It has been four months since China informed WHO of the novel coronavirus and it has already brought the world to its knees. IMF chief Kristalina Georgieva opined that the world economy was already ‘sluggish’ before the Coronavirus but now is bound to suffer a ‘severe recession’. World Economic Forum predicts unemployment to be higher than during the Great Depression, oil prices are negative and the whole of global economy is on a slope downwards. India, like other world
governments, has been trying proactive measures in its fight against the pandemic, but it is imperative that we do better than other countries because we cannot afford to slack-both on lives and livelihood. The problem here is acute because of the huge population and most of them are in
the informal sector.
On 24th March, PM Modi declared a country wide lockdown for 21 days which was later extended till May 3. It ensured growth of cases remained linear rather than exponentiating thereby giving healthcare capacity breathing space.
But the lockdown also brings in other problems. According to the 76th round of National Sample Survey, average household size is 500 sqft and per-capita size is 116.2sq ft, but in the 33510 urban
slums, average size is less than 40 sqft; to put this in perspective, it is smaller than an American prison cell. This makes stay-at-home policies problematic.
The lockdown measure has been accused of being elite biased which is partly true considering the plight of the migratory workers and government’s lack of foresight to contemplate it, but it’s a
classic catch-22 situation wherein either measure would have some disadvantage. Also the lockdown is more pro-poor than it has been given credit to; imagine a situation where people contract the disease in large number, considering the insufficiency of our healthcare system it is
safe to assume that people who could afford would take use of the system before the poor which would leave them in a limbo. So the government’s decision to declare a lockdown is justified (although could’ve been far better and well-informed) because it was not a matter of choice but one of survival.
Does One Size Fit All?
The lockdown cannot continue, at least the way it is now but should not also be relaxed totally jeopardizing the gains of the past month. The economy is the lifeblood of people, especially in the informal sector where they work to make their daily ends meet. The government introduced a relief
measure which does not seem to be enough. Reports suggest only 15% of pulses have been distributed.

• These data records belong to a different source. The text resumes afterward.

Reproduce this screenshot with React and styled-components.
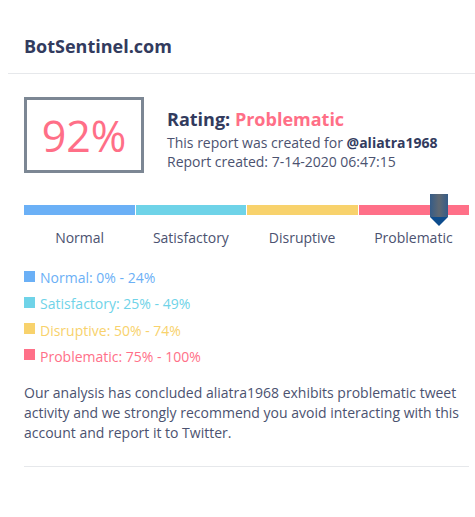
import React from 'react';
import styled, { createGlobalStyle } from 'styled-components';

const GlobalStyle = createGlobalStyle`
    body {
        margin: 0;
        overflow: hidden;
        background: #ffffff;
        font-family: "Open Sans", "Liberation Sans", sans-serif;
        color: #3e4566;
    }
`;

const Card = styled.div`
    margin-left: 8px;
    width: 476px;
    box-sizing: border-box;
`;

const Header = styled.div`
    padding: 34px 16px 15px;
    border-bottom: 1px solid #e6e8eb;
    font-size: 18px;
    font-weight: 700;
    line-height: 24px;
    color: #323b5e;
`;

const Body = styled.div`
    padding: 23px 16px 0;
`;

const Summary = styled.div`
    display: flex;
    align-items: flex-start;
    gap: 23px;
`;

const ScoreBox = styled.div`
    width: 120px;
    height: 76px;
    box-sizing: border-box;
    border: 3px solid #7c8794;
    display: flex;
    align-items: center;
    justify-content: center;
    font-size: 43px;
    color: #ff6f87;
`;

const Details = styled.div`
    display: flex;
    flex-direction: column;
    padding-top: 10px;
    font-size: 14px;
    line-height: 19px;
    color: #4b5270;
`;

const Rating = styled.div`
    margin-bottom: 2px;
    font-size: 18px;
    font-weight: 700;
    line-height: 24px;
    color: #323b5e;

    span {
        color: #ff6f87;
    }
`;

const Handle = styled.b`
    color: #323b5e;
`;

const Scale = styled.div`
    position: relative;
    width: 445px;
    margin-top: 32px;
`;

const Bar = styled.div`
    display: flex;
    gap: 1px;
`;

const Segment = styled.div`
    flex: 1;
    height: 10px;
    background: ${p => p.color};
`;

const Marker = styled.div`
    position: absolute;
    top: -11px;
    width: 18px;
    height: 23px;
    background: linear-gradient(90deg, #355c88, #5f6872 50%, #355c88);

    &::after {
        content: '';
        position: absolute;
        left: 0;
        top: 23px;
        border-left: 9px solid transparent;
        border-right: 9px solid transparent;
        border-top: 9px solid #0d4c8d;
    }
`;

const Labels = styled.div`
    display: flex;
    margin-top: 13px;
`;

const Label = styled.div`
    flex: 1;
    text-align: center;
    font-size: 14px;
    line-height: 20px;
    color: #4b5270;
`;

const Legend = styled.div`
    display: flex;
    flex-direction: column;
    gap: 6.3px;
    margin-top: 20px;
`;

const LegendItem = styled.div`
    display: flex;
    align-items: center;
    gap: 5px;
    font-size: 14px;
    line-height: 20px;
    color: ${p => p.color};

    &::before {
        content: '';
        width: 11px;
        height: 11px;
        margin-top: -4px;
        background: ${p => p.color};
    }
`;

const Note = styled.p`
    margin: 16px 0 0;
    padding-bottom: 23px;
    width: 445px;
    border-bottom: 1px solid #e6e8eb;
    font-size: 14px;
    line-height: 20px;
    color: #4b5270;
`;

const levels = [
    { name: 'Normal', range: '0% - 24%', color: '#6bb0f6' },
    { name: 'Satisfactory', range: '25% - 49%', color: '#6fd3e8' },
    { name: 'Disruptive', range: '50% - 74%', color: '#f8d26c' },
    { name: 'Problematic', range: '75% - 100%', color: '#ff7088' },
];

const score = 92;

const App = () => {
    return (
        <Card>
            <GlobalStyle />
            <Header>BotSentinel.com</Header>
            <Body>
                <Summary>
                    <ScoreBox>{score}%</ScoreBox>
                    <Details>
                        <Rating>Rating: <span>Problematic</span></Rating>
                        <div>This report was created for <Handle>@aliatra1968</Handle></div>
                        <div>Report created: 7-14-2020 06:47:15</div>
                    </Details>
                </Summary>
                <Scale>
                    <Bar>
                        {levels.map(l => <Segment key={l.name} color={l.color} />)}
                    </Bar>
                    <Marker style={{ left: `calc(${score}% - 3px)` }} />
                    <Labels>
                        {levels.map(l => <Label key={l.name}>{l.name}</Label>)}
                    </Labels>
                </Scale>
                <Legend>
                    {levels.map(l => (
                        <LegendItem key={l.name} color={l.color}>{l.name}: {l.range}</LegendItem>
                    ))}
                </Legend>
                <Note>
                    Our analysis has concluded aliatra1968 exhibits problematic tweet activity and we strongly recommend you avoid interacting with this account and report it to Twitter.
                </Note>
            </Body>
        </Card>
    );
};

export default App;
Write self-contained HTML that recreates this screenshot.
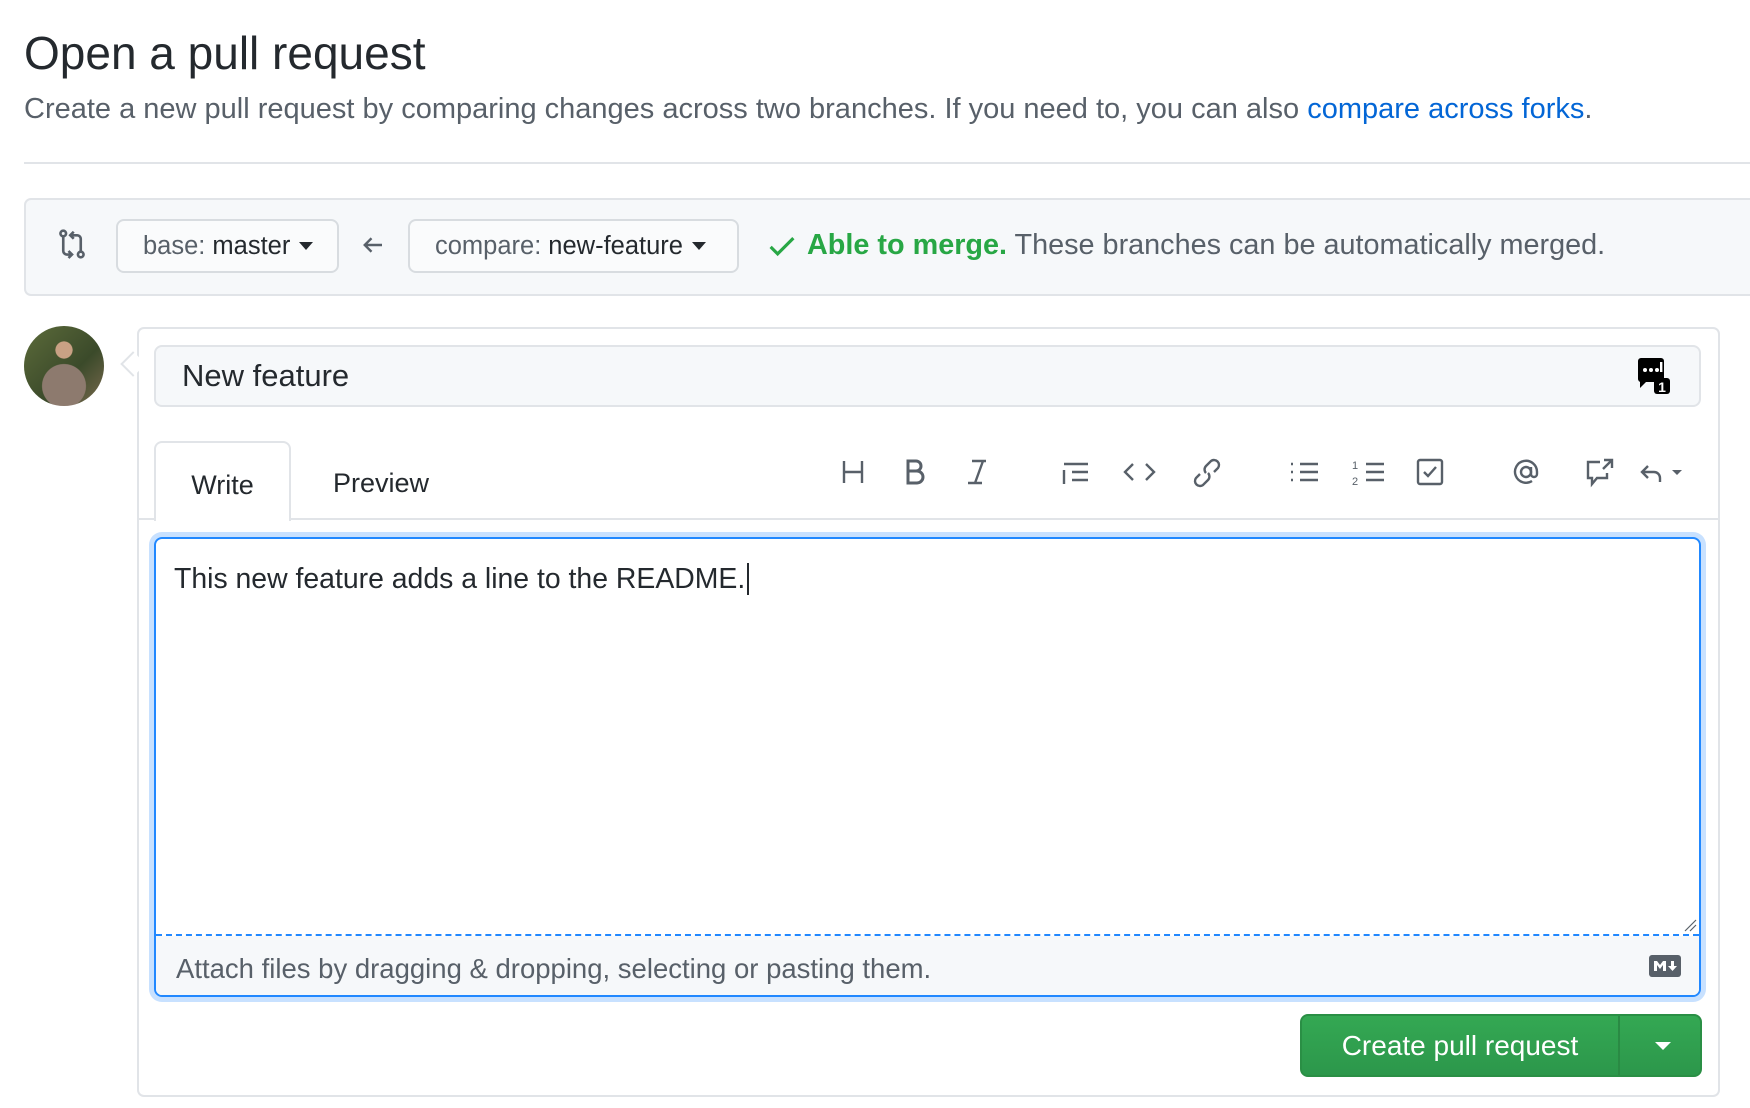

Apart from subsistence, the people in the informal sector have many other monetary issues which urge them to get back to work and the disability to understand such urgency could be because of elitist ignorance. It is important to add that researchers from the Takshashila Institution assert that for every 1% rise in GDP, 1.78 million people come out of poverty; imagine the loss in extending the lockdown- it is not just a function of how much money corporations can make.
People are talking about ‘The National Strategy’ on how to relax the restrictions but is there one single approach to this great diverse nation? As on 24th April, 15 districts have not reported any new cases since 28 days and 80 districts have not reported any new cases since 14 days, while
clusters have emerged at certain pockets; thus the spread of the virus has been disproportioned.
Therefore the National Strategy should not be ‘National’ but should be decentralized to the district and panchayat level with basic guidelines from the Union. The Home Ministry recently released guidelines on how to relax the lockdown and left the determining authority to the States. It
mandated certain sectors to open although with social distancing norms and reduced attendance; it also specified that these relaxations were not for identified hotpots.
Classification based on absolute indicators could provide more information for targeted measures; also, it would make citizens more informed of their area and the risks relating to it.
Living with COVID-19
The virus is here to stay, for at least more than a year and we have to learn to live with it in a way that reduces the spreading of the virus while we are able to treat patients and discover a vaccine.
Principal Economic Adviser Sanjeev Sanyal has hinted that ‘most sectors will be open by May 3’ and that the process of ‘unwinding’ the lockdown has already begun.
It is already time that we look at alternative options to open the economy. Business people and Industrialists like Kiran Mazumdar Shaw and Rajiv Bajaj have gone on record to plead for the relaxation of lockdown for better economic activity. The latter even went on to say that “what was
started by the virus has been taken forward by not-so-smart government action”.
Researches have suggested using colour codes like Red, Yellow and Green to specify the risks at a block level. Thus people in the Green areas would be able to go on with their lives with social distancing and face-masks, thus restarting the economy one place at a time.
There would exist other problems in restarting the economy, for example the situation with the banks is glum. Even though RBI reduced reverse repo rate to 3.75% to stimulate lending practices, banks are ready to earn a low return by parking money with the RBI than lend. Such complications
lingers which could disincentivise the economy.
Economics is filled with trade-offs and their ‘opportunity costs’ but we are in a position of wanting both sides for furtherance of society. It is important that in these times of crisis, we need to find middle ground and trace the desirable path for saving lives and livelihood. Or is such desire
idealistic and impractical? Either way it is important to keep looking at the positives and do the best work to defeat the virus and trade-off the virus for a healthy world.